Le précédent calédonien : l’accord de Bougival
Signé en juillet 2025, l’accord de Bougival entre l’État et les représentants calédoniens illustre cette nouvelle manière de penser la nation et la République. Tout en confirmant l’appartenance de la Nouvelle-Calédonie à la France, le texte reconnaît l’identité propre du peuple calédonien, sa citoyenneté spécifique et sa capacité à décider de son avenir institutionnel.
Cet accord, sans bouleverser la Constitution, ouvre la voie à une appartenance volontaire, fondée sur le respect mutuel : être Français sans cesser d’être Kanak, Calédonien – ou, demain, Martiniquais. C’est une logique de reconnaissance réciproque, où la République admet que son unité ne réside plus dans l’uniformité, mais dans la coexistence des mémoires et des volontés.
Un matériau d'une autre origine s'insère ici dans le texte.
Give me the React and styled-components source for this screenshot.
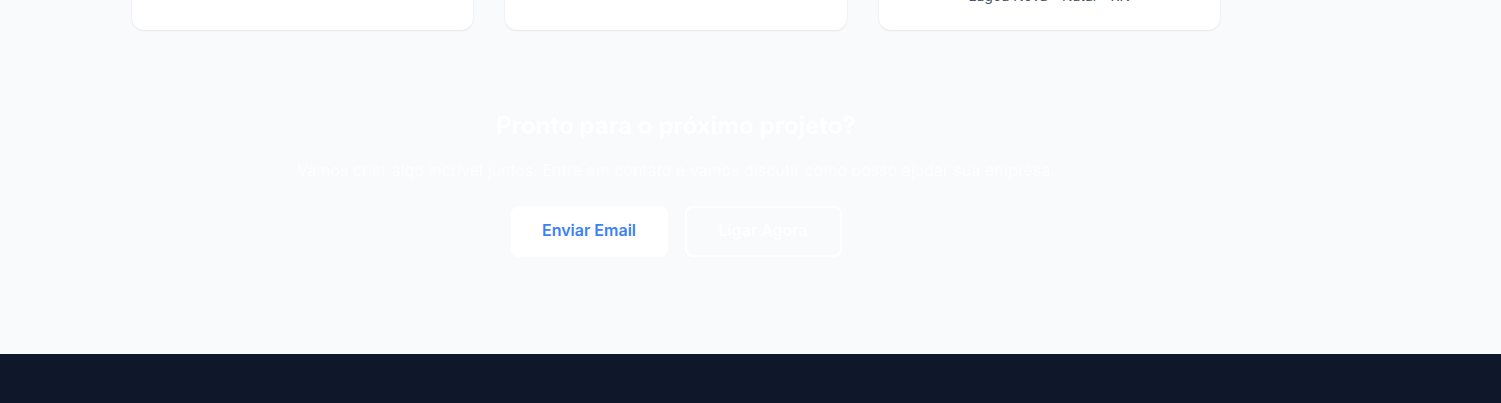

Une voie possible pour la Martinique
Dans cette perspective, la Martinique pourrait revendiquer, non pas une souveraineté politique, mais une souveraineté culturelle et civique : le droit d’être reconnue comme une nation au sens renanien, c’est-à-dire une communauté de mémoire et de projet. Une telle reconnaissance n’impliquerait ni séparation, ni privilège, mais une réaffirmation du pacte républicain sur un mode caribéen : celui d’une appartenance choisie, consciente, consentie.
Elle permettrait d’articuler identité et modernité, héritage et avenir – en somme, de faire vivre le « plébiscite de tous les jours » dont parlait Renan.
En définitive
Dire que la Martinique est une nation, ce n’est pas dire qu’elle est un État. C’est affirmer qu’elle est un peuple porteur d’une mémoire, d’une langue, d’une culture et d’une volonté collective, qui, loin de s’opposer à la République, peut la renouveler.
Comme l’a montré l’accord de Bougival, la France peut demeurer une et indivisible tout en devenant plurielle dans ses nations. C’est peut-être là, au-delà des statuts, le vrai sens de l’unité : une fidélité partagée entre mémoire, dignité et avenir commun.